The sudden shift in leadership, almost entirely unexpected, paves the way for a successor to be chosen by Easter. Benedict set a tone for change with his dramatic personal example.

Thoughts and opinions have been raised as to whether or not an American cardinal will be chosen.

Many are saying that there is no chance for an American pope because of the current economic situation in the U.S.

While this is not definite, it is unlikely that a citizen of the United States will be elected pope in the upcoming conclave or even in the distant future.

Several issues arise when discussing electing an American cardinal to take the place of the pope.

The superpower status of America is a major obstacle. It has more than enough worldly influence without an American as the next pope. If another nation was to ever dominate the world, the chances of an American pope would increase.

The cardinals are struggling against the perception, held particularly by Europeans, that most Americans aren’t sophisticated or learned enough to handle the papacy.

They could compensate for their outsider status by spending years in Rome and being multilingual or at least speaking Italian fluently. Other languages that would be beneficial for an American pope would be Spanish, French and Latin.

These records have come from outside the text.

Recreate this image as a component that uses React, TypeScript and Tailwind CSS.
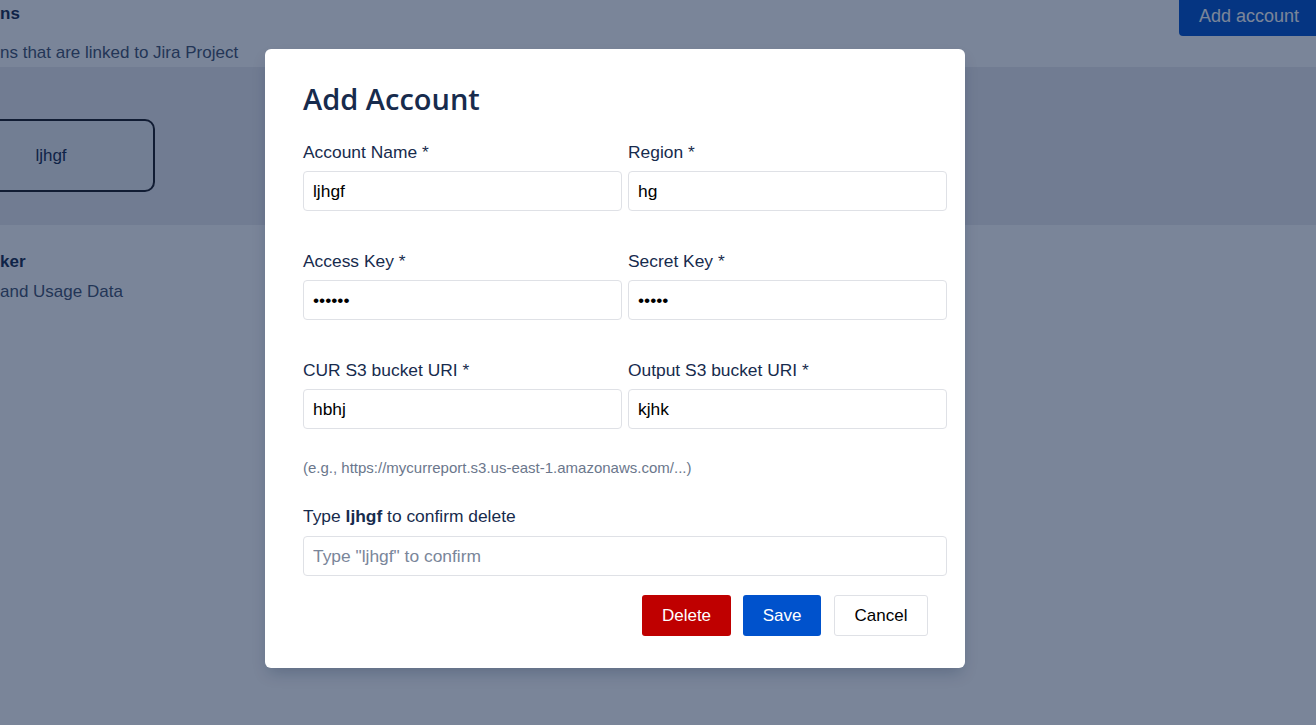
import React from "react";

function Field({ label, value, type = "text" }: { label: string; value: string; type?: string }) {
  return (
    <div className="flex flex-col">
      <label className="h-[20px] leading-[20px] text-[17.4px] text-[#172b4d] mb-[9px]">{label}</label>
      <input
        type={type}
        defaultValue={value}
        className="h-[40px] w-full rounded-[4px] border border-[#dfe1e6] bg-white px-[9px] text-[17.4px] text-black outline-none"
        style={{ fontFamily: '"Liberation Sans", Arial, sans-serif' }}
      />
    </div>
  );
}

export default function App() {
  return (
    <div
      className="relative h-[725px] w-[1316px] overflow-hidden bg-white"
      style={{ fontFamily: '"Liberation Sans", Arial, sans-serif' }}
    >
      {/* background page */}
      <div className="flex h-full flex-col">
        <div className="flex h-[67px] justify-between">
          <div className="flex flex-col">
            <div className="mt-[4px] h-[20px] text-[17px] font-bold leading-[20px] text-[#172b4d]">ns</div>
            <div className="mt-[19px] h-[20px] text-[17px] leading-[20px] text-[#42526e]">ns that are linked to Jira Project</div>
          </div>
          <div className="h-[36px] rounded-bl-[4px] bg-[#0052cc] pl-[20px] pr-[17px] text-[18px] leading-[32px] text-white">
            Add account
          </div>
        </div>
        <div className="h-[158px] bg-[#ebecf0] pt-[52px]">
          <div className="ml-[-53px] flex h-[73px] w-[208px] items-center justify-center rounded-[10px] border-2 border-[#1b1b22] bg-[#eeeff2] text-[17px] text-[#172b4d]">
            ljhgf
          </div>
        </div>
        <div className="flex flex-col">
          <div className="mt-[27px] h-[20px] text-[17px] font-bold leading-[20px] text-[#172b4d]">ker</div>
          <div className="mt-[10px] h-[20px] text-[17px] leading-[20px] text-[#42526e]">and Usage Data</div>
        </div>
      </div>

      {/* overlay */}
      <div className="absolute inset-0 bg-[rgba(9,30,66,0.54)]" />

      {/* modal */}
      <div className="absolute left-[265px] top-[49px] w-[700px] rounded-[6px] bg-white pb-[32px] pl-[38px] pr-[18px] pt-[30px] shadow-[0_8px_16px_-4px_rgba(9,30,66,0.25)]">
        <h2
          className="h-[40px] text-[29px] font-semibold leading-[40px] text-[#172b4d]"
          style={{ fontFamily: '"Open Sans", "Noto Sans", sans-serif' }}
        >
          Add Account
        </h2>
        <div className="mt-[23px] grid grid-cols-2 gap-x-[6px] gap-y-[40px]">
          <Field label="Account Name *" value="ljhgf" />
          <Field label="Region *" value="hg" />
          <Field label="Access Key *" value="abcdef" type="password" />
          <Field label="Secret Key *" value="abcde" type="password" />
          <Field label="CUR S3 bucket URI *" value="hbhj" />
          <Field label="Output S3 bucket URI *" value="kjhk" />
        </div>
        <div className="mt-[31px] h-[16px] text-[15px] leading-[16px] text-[#6b778c]">
          (e.g., https://mycurreport.s3.us-east-1.amazonaws.com/...)
        </div>
        <div className="mt-[30px] flex flex-col">
          <label className="mb-[10px] h-[20px] text-[17.4px] leading-[20px] text-[#172b4d]">
            Type <span className="font-bold">ljhgf</span> to confirm delete
          </label>
          <input
            type="text"
            placeholder='Type "ljhgf" to confirm'
            className="h-[40px] w-full rounded-[4px] border border-[#dfe1e6] bg-white px-[9px] text-[17.4px] text-black outline-none placeholder:text-[#7a869a]"
            style={{ fontFamily: '"Liberation Sans", Arial, sans-serif' }}
          />
        </div>
        <div className="mr-[19px] mt-[19px] flex justify-end">
          <button className="h-[41px] w-[89px] rounded-[3px] bg-[#bf0000] text-[17px] text-white">Delete</button>
          <button className="ml-[12px] h-[41px] w-[78px] rounded-[3px] bg-[#0052cc] text-[17px] text-white">Save</button>
          <button className="ml-[13px] h-[41px] w-[94px] rounded-[3px] border border-[#dfe1e6] bg-white text-[17px] text-black">Cancel</button>
        </div>
      </div>
    </div>
  );
}
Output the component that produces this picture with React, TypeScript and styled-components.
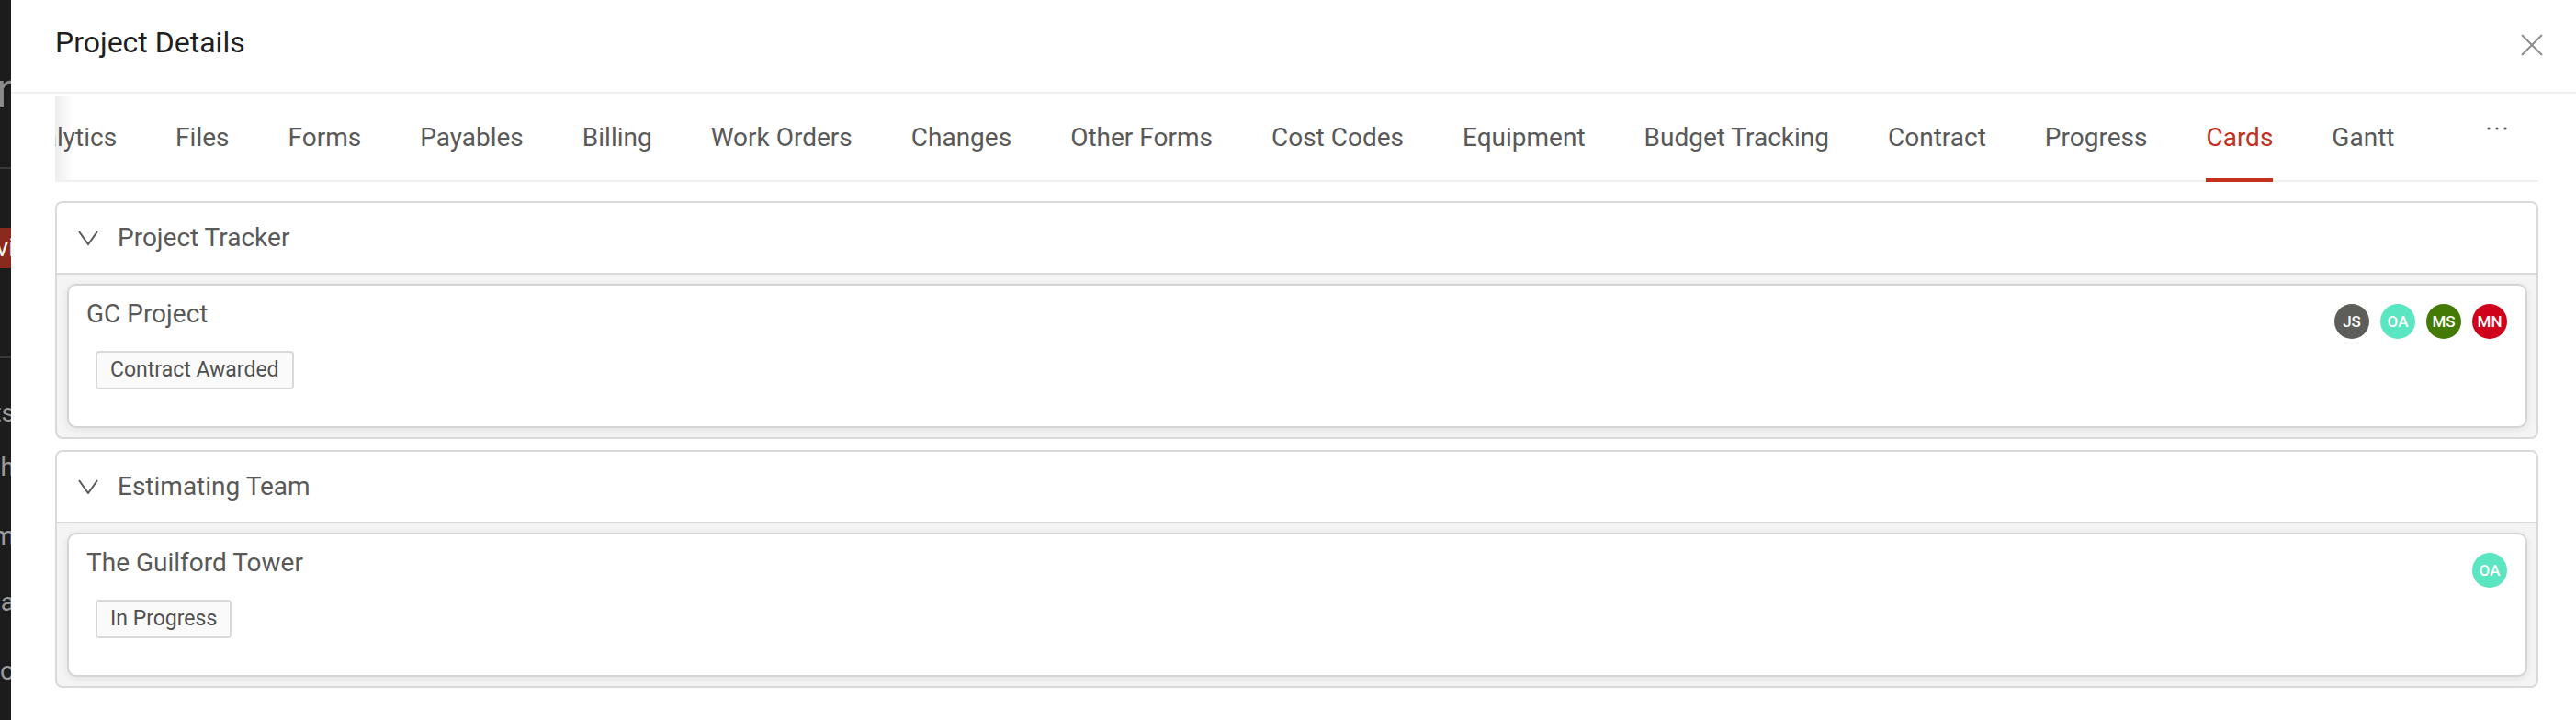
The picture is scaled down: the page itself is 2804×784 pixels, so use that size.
import React from 'react'
import styled, { createGlobalStyle } from 'styled-components'

const GlobalStyle = createGlobalStyle`
  html, body {
    margin: 0;
    padding: 0;
    background: #fff;
  }
  body {
    font-family: Roboto, 'Liberation Sans', sans-serif;
  }
  * {
    box-sizing: border-box;
  }
`

const tabs = [
  'Analytics',
  'Files',
  'Forms',
  'Payables',
  'Billing',
  'Work Orders',
  'Changes',
  'Other Forms',
  'Cost Codes',
  'Equipment',
  'Budget Tracking',
  'Contract',
  'Progress',
  'Cards',
  'Gantt',
]

const groups = [
  {
    title: 'Project Tracker',
    cards: [
      {
        name: 'GC Project',
        status: 'Contract Awarded',
        people: [
          { initials: 'JS', color: '#5d5e59' },
          { initials: 'OA', color: '#5ae6c0' },
          { initials: 'MS', color: '#437a04' },
          { initials: 'MN', color: '#d0021b' },
        ],
      },
    ],
  },
  {
    title: 'Estimating Team',
    cards: [
      {
        name: 'The Guilford Tower',
        status: 'In Progress',
        people: [{ initials: 'OA', color: '#5ae6c0' }],
      },
    ],
  },
]

// sidebar behind the modal, only its right edge shows
const sideItems = [
  { label: 'Projects', gap: 42 },
  { label: 'Search', gap: 23 },
  { label: 'Team', gap: 39 },
  { label: 'Data', gap: 36 },
  { label: 'Repo', gap: 39 },
]

export default function App() {
  return (
    <>
      <GlobalStyle />
      <Page>
        <Sidebar>
          <SideLogo>n</SideLogo>
          <SideRule $gap={56} />
          <SideActive>
            <span>Overvi</span>
          </SideActive>
          <SideRule $gap={96} />
          {sideItems.map((item) => (
            <SideItem key={item.label} $gap={item.gap}>
              <span>{item.label}</span>
            </SideItem>
          ))}
        </Sidebar>

        <Modal>
          <ModalHeader>
            <Title>Project Details</Title>
            <CloseButton aria-label='Close'>
              <svg width='24' height='24' viewBox='0 0 24 24'>
                <path d='M1 1 L23 23 M23 1 L1 23' stroke='#8c8c8c' strokeWidth='2' fill='none' />
              </svg>
            </CloseButton>
          </ModalHeader>

          <Body>
            <TabBar>
              <NavWrap>
                <NavList>
                  {tabs.map((tab) => (
                    <Tab key={tab} $active={tab === 'Cards'}>
                      {tab}
                    </Tab>
                  ))}
                </NavList>
              </NavWrap>
              <MoreButton>
                <svg width='22' height='4' viewBox='0 0 22 4'>
                  <circle cx='2' cy='2' r='1.6' fill='#595959' />
                  <circle cx='11' cy='2' r='1.6' fill='#595959' />
                  <circle cx='20' cy='2' r='1.6' fill='#595959' />
                </svg>
              </MoreButton>
            </TabBar>

            <Panels>
              {groups.map((group) => (
                <Panel key={group.title}>
                  <PanelHeader>
                    <svg width='22' height='16' viewBox='0 0 22 16'>
                      <polyline
                        points='1,1 11,15 21,1'
                        stroke='#595959'
                        strokeWidth='2'
                        fill='none'
                      />
                    </svg>
                    <span>{group.title}</span>
                  </PanelHeader>
                  <PanelBody>
                    {group.cards.map((card) => (
                      <Card key={card.name}>
                        <CardTop>
                          <CardTitle>{card.name}</CardTitle>
                          <Avatars>
                            {card.people.map((p) => (
                              <Avatar key={p.initials} $bg={p.color}>
                                {p.initials}
                              </Avatar>
                            ))}
                          </Avatars>
                        </CardTop>
                        <Tag>{card.status}</Tag>
                      </Card>
                    ))}
                  </PanelBody>
                </Panel>
              ))}
            </Panels>
          </Body>
        </Modal>
      </Page>
    </>
  )
}

const Page = styled.div`
  display: flex;
  height: 784px;
  overflow: hidden;
`

const Sidebar = styled.div`
  width: 12px;
  flex: none;
  background: #1c1c1c;
  overflow: hidden;
  display: flex;
  flex-direction: column;
  padding-top: 70px;
`

const SideLogo = styled.div`
  display: flex;
  justify-content: flex-end;
  font-size: 56px;
  line-height: 56px;
  color: #8a8a8a;
  margin-right: -14px;
`

const SideRule = styled.div<{ $gap: number }>`
  height: 2px;
  background: #3a3a3a;
  margin-top: ${(p) => p.$gap}px;
`

const SideActive = styled.div`
  display: flex;
  justify-content: flex-end;
  white-space: nowrap;
  height: 44px;
  line-height: 44px;
  margin-top: 64px;
  background: #8a2a1c;
  color: #fff;
  font-size: 28px;

  span {
    margin-right: -4px;
  }
`

const SideItem = styled.div<{ $gap: number }>`
  display: flex;
  justify-content: flex-end;
  white-space: nowrap;
  height: 36px;
  line-height: 36px;
  margin-top: ${(p) => p.$gap}px;
  color: #9a9a9a;
  font-size: 28px;

  span {
    margin-right: -4px;
  }
`

const Modal = styled.div`
  flex: 1;
  min-width: 0;
  background: #fff;
  display: flex;
  flex-direction: column;
`

const ModalHeader = styled.div`
  display: flex;
  justify-content: space-between;
  align-items: flex-start;
  height: 102px;
  padding: 24px 36px 0 48px;
  border-bottom: 2px solid #f0f0f0;
`

const Title = styled.div`
  font-size: 32px;
  line-height: 44px;
  color: #1f1f1f;
`

const CloseButton = styled.button`
  border: 0;
  background: none;
  padding: 0;
  margin-top: 13px;
  display: flex;
  cursor: pointer;
`

const Body = styled.div`
  padding: 2px 41px 0 48px;
`

const TabBar = styled.div`
  display: flex;
  height: 94px;
  box-shadow: inset 0 -2px 0 #f0f0f0;
`

const NavWrap = styled.div`
  flex: 1;
  min-width: 0;
  overflow: hidden;
  position: relative;

  &::before {
    content: '';
    position: absolute;
    left: 0;
    top: 0;
    bottom: 2px;
    width: 20px;
    z-index: 1;
    background: linear-gradient(to right, rgba(0, 0, 0, 0.07), rgba(0, 0, 0, 0));
  }
`

const NavList = styled.div`
  display: flex;
  gap: 64px;
  margin-left: -47px;
`

const Tab = styled.div<{ $active?: boolean }>`
  position: relative;
  padding: 24px 0 26px;
  font-size: 28px;
  line-height: 44px;
  white-space: nowrap;
  color: ${(p) => (p.$active ? '#c4301c' : '#595959')};

  &::after {
    content: '';
    position: absolute;
    left: 0;
    right: 0;
    bottom: 0;
    height: 4px;
    background: ${(p) => (p.$active ? '#c4301c' : 'transparent')};
  }
`

const MoreButton = styled.div`
  width: 72px;
  margin-right: 9px;
  display: flex;
  justify-content: center;
  align-items: flex-start;
  padding-top: 34px;
`

const Panels = styled.div`
  display: flex;
  flex-direction: column;
  gap: 12px;
  padding-top: 21px;
`

const Panel = styled.div`
  border: 2px solid #d9d9d9;
  border-radius: 8px;
  overflow: hidden;
  background: #f4f4f4;
`

const PanelHeader = styled.div`
  display: flex;
  align-items: center;
  gap: 21px;
  height: 78px;
  padding-left: 23px;
  background: #fff;
  border-bottom: 2px solid #d9d9d9;
  font-size: 28px;
  line-height: 44px;
  color: #595959;
`

const PanelBody = styled.div`
  padding: 10px 10px 10px 11px;
`

const Card = styled.div`
  display: flex;
  flex-direction: column;
  align-items: flex-start;
  background: #fff;
  border: 2px solid #d4d4d4;
  border-radius: 10px;
  box-shadow: 0 2px 8px rgba(0, 0, 0, 0.08);
  padding: 11px 20px 40px 19px;
`

const CardTop = styled.div`
  align-self: stretch;
  display: flex;
  justify-content: space-between;
  align-items: flex-start;
  height: 40px;
`

const CardTitle = styled.div`
  font-size: 28px;
  line-height: 40px;
  color: #595959;
`

const Avatars = styled.div`
  display: flex;
  gap: 12px;
  margin-top: 9px;
`

const Avatar = styled.div<{ $bg: string }>`
  width: 38px;
  height: 38px;
  border-radius: 50%;
  background: ${(p) => p.$bg};
  color: #fff;
  font-size: 17px;
  font-weight: 500;
  display: flex;
  align-items: center;
  justify-content: center;
`

const Tag = styled.div`
  margin: 20px 0 0 10px;
  height: 42px;
  line-height: 38px;
  padding: 0 14px;
  border: 2px solid #d9d9d9;
  border-radius: 4px;
  background: #fafafa;
  font-size: 23px;
  color: #505050;
`
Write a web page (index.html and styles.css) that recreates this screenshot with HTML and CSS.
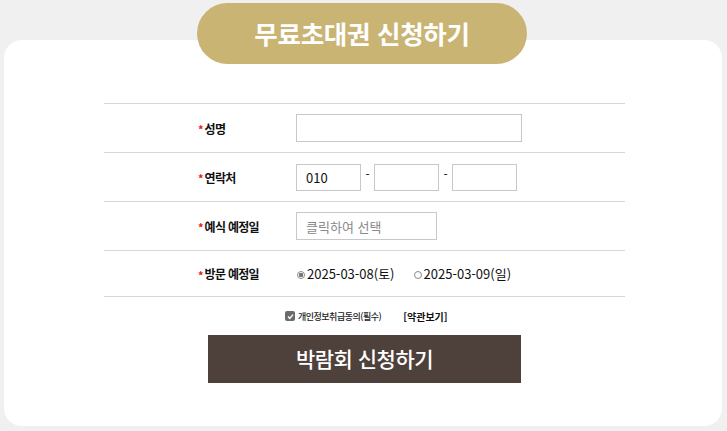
FILE: index.html
```html
<!DOCTYPE html>
<html lang="ko">
<head>
<meta charset="utf-8">
<link rel="stylesheet" href="styles.css">
</head>
<body>
<div class="page">
  <div class="pill">무료초대권 신청하기</div>
  <div class="card">
    <div class="form">
      <div class="row">
        <div class="label"><span class="star">*</span>성명</div>
        <div class="field"><span class="box name"></span></div>
      </div>
      <div class="row">
        <div class="label"><span class="star">*</span>연락처</div>
        <div class="field phone">
          <span class="box ph">010</span><span class="dash">-</span><span class="box ph"></span><span class="dash">-</span><span class="box ph"></span>
        </div>
      </div>
      <div class="row">
        <div class="label"><span class="star">*</span>예식 예정일</div>
        <div class="field"><span class="box date">클릭하여 선택</span></div>
      </div>
      <div class="row last">
        <div class="label"><span class="star">*</span>방문 예정일</div>
        <div class="field radios">
          <span class="opt"><span class="radio on"></span>2025-03-08(토)</span>
          <span class="opt"><span class="radio"></span>2025-03-09(일)</span>
        </div>
      </div>
    </div>
    <div class="agree">
      <span class="check"><svg width="9" height="9" viewBox="0 0 9 9"><path d="M2 4.6 L3.8 6.4 L7 2.6" fill="none" stroke="#fff" stroke-width="1.4"/></svg></span>
      <span class="agree-text">개인정보취급동의(필수)</span>
      <span class="terms">[약관보기]</span>
    </div>
    <div class="btn">박람회 신청하기</div>
  </div>
</div>
</body>
</html>
```
FILE: styles.css
```css
* { box-sizing: border-box; }
html, body { margin: 0; padding: 0; }
body {
  background: #f0f0f0;
  font-family: "Noto Sans CJK KR", "Noto Sans", sans-serif;
  color: #111;
  width: 727px;
  height: 431px;
  overflow: hidden;
}
.page {
  padding-top: 3px;
  display: flex;
  flex-direction: column;
}
.pill {
  position: relative;
  z-index: 2;
  align-self: flex-start;
  margin-left: 197px;
  width: 330px;
  height: 61px;
  border-radius: 31px;
  background: #c9b474;
  color: #fff;
  font-size: 25.5px;
  font-weight: 700;
  letter-spacing: -0.3px;
  display: flex;
  align-items: center;
  justify-content: center;
  padding-bottom: 3px;
}
.card {
  margin-top: -24px;
  margin-left: 4px;
  width: 718px;
  height: 386px;
  background: #fff;
  border-radius: 18px;
  padding-top: 63px;
}
.form {
  margin-left: 100px;
  width: 521px;
  border-top: 1px solid #d6d6d6;
}
.row {
  display: flex;
  align-items: center;
  height: 49px;
  border-bottom: 1px solid #d6d6d6;
}
.row.last { height: 46px; }
.label {
  width: 192px;
  padding-left: 94px;
  font-size: 12px;
  font-weight: 700;
  letter-spacing: -0.7px;
  color: #111;
  display: flex;
  align-items: center;
}
.star {
  color: #e0201a;
  font-size: 11px;
  margin-right: 1px;
  letter-spacing: 0;
  position: relative;
  top: 1px;
}
.field { display: flex; align-items: center; }
.box {
  display: inline-flex;
  align-items: center;
  border: 1px solid #c8c8c8;
  background: #fff;
  font-size: 13px;
  color: #111;
  padding-left: 9px;
}
.box.name { width: 226px; height: 28px; }
.box.ph { width: 65px; height: 27px; }
.box.date { width: 141px; height: 28px; color: #8a8a8a; }
.dash {
  width: 13px;
  text-align: center;
  font-size: 12px;
  position: relative;
  top: -4px;
}
.radios { font-size: 13px; color: #111; gap: 18px; }
.opt { display: inline-flex; align-items: center; letter-spacing: 0; }
.radio {
  width: 8px;
  height: 8px;
  border-radius: 50%;
  border: 1px solid #8a8a8a;
  margin-right: 2px;
  margin-left: 1px;
  margin-top: 2px;
  background: #fff;
}
.radio.on { background: radial-gradient(circle, #777 0 2px, #fff 2.5px); }
.agree {
  display: flex;
  align-items: center;
  height: 38px;
  padding-left: 281px;
  font-size: 9px;
  letter-spacing: -0.5px;
}
.check {
  width: 10px;
  height: 10px;
  border-radius: 2px;
  background: #6b6b6b;
  display: inline-flex;
  align-items: center;
  justify-content: center;
  margin-right: 3px;
}
.agree-text { color: #222; font-weight: 500; }
.terms { margin-left: 22px; font-size: 10px; font-weight: 700; color: #111; letter-spacing: 0; }
.btn {
  margin-left: 204px;
  width: 313px;
  height: 48px;
  background: #4e403a;
  color: #fff;
  font-size: 21px;
  font-weight: 500;
  letter-spacing: -0.5px;
  display: flex;
  align-items: center;
  justify-content: center;
  padding-bottom: 2px;
}
```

New York Cardinal Timothy Dolan is under consideration for the papacy and is thought to have one of the highest profiles in the U.S. church, but he lacks the language skills needed in the position.

The role of the U.S. in the world today is what weighs most heavily against an American pope.

According to foxnews.com, the Vatican navigates complex diplomatic relations within the Muslim world, in China over the state-backed church, in the Israeli-Palestinian conflict and                                beyond that.

Some might think  that an American pope would place the interests of the United States over Catholics.

There is still a chance for Dolan and other cardinals in the U.S., but persuading the Europeans that an American is best for the job may be difficult.